There are a few ways this can be explained. Perhaps someone (the programmer, or rather whoever told the programmer what to code) thought that the value T should be the truncated value of "count of misaligned assigned positions, divided by two". That is NOT the correct definition, but perhaps someone misunderstood it. Or, it is possible that the code is written in C, and someone forgot that dividing two integers always results in this kind of truncation; in C, one should divide by 2.0, not by 2. (Common rookie mistake, but one would hope that programmers writing code for Oracle are not rookies.)
But none of these explanations work for the next example:
with
t (str1, str2) as (
select 'xxxxxxABC' , 'zzzzzzzzBCA' from dual union all
select 'xxxxxxABCD', 'zzzzzzzzBCAD' from dual
)
select str1, str2, utl_match.jaro_winkler(str1, str2) as js from t;
STR1 STR2 JS
---------- ------------ -----------------
xxxxxxABC zzzzzzzzBCA 0.424242424242424
xxxxxxABCD zzzzzzzzBCAD 0.411111111111111
For the first pair of strings, the correct value (computed directly from definitions) is 0.3686868686 - here the Oracle JS value can be reconciled, again, by using a value T = 1 instead of the correct value T = 1.5 (same as above).

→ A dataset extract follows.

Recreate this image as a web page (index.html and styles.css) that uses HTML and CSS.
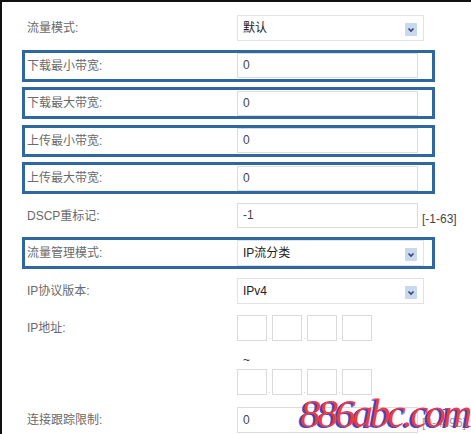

But for the second pair of strings, the correct value is GREATER than what Oracle calculates; it should be 0.452777777. Here the Oracle value can be reconciled by using a value of T = 2 instead of T = 1.5.
So the bug (assuming that's what it is) is more subtle than "integer division in C".
Note in particular, in the last example, that by adding a matching D at the end of both strings, from the first row to the second, the measure of similarity went DOWN. That can't be correct for ANY kind of "fuzzy matching".
Comment about those xx... and zz... I added to all the strings: that is so M_DIST is large enough to allow all the characters I want to be "matching" to be within the matching window in all cases.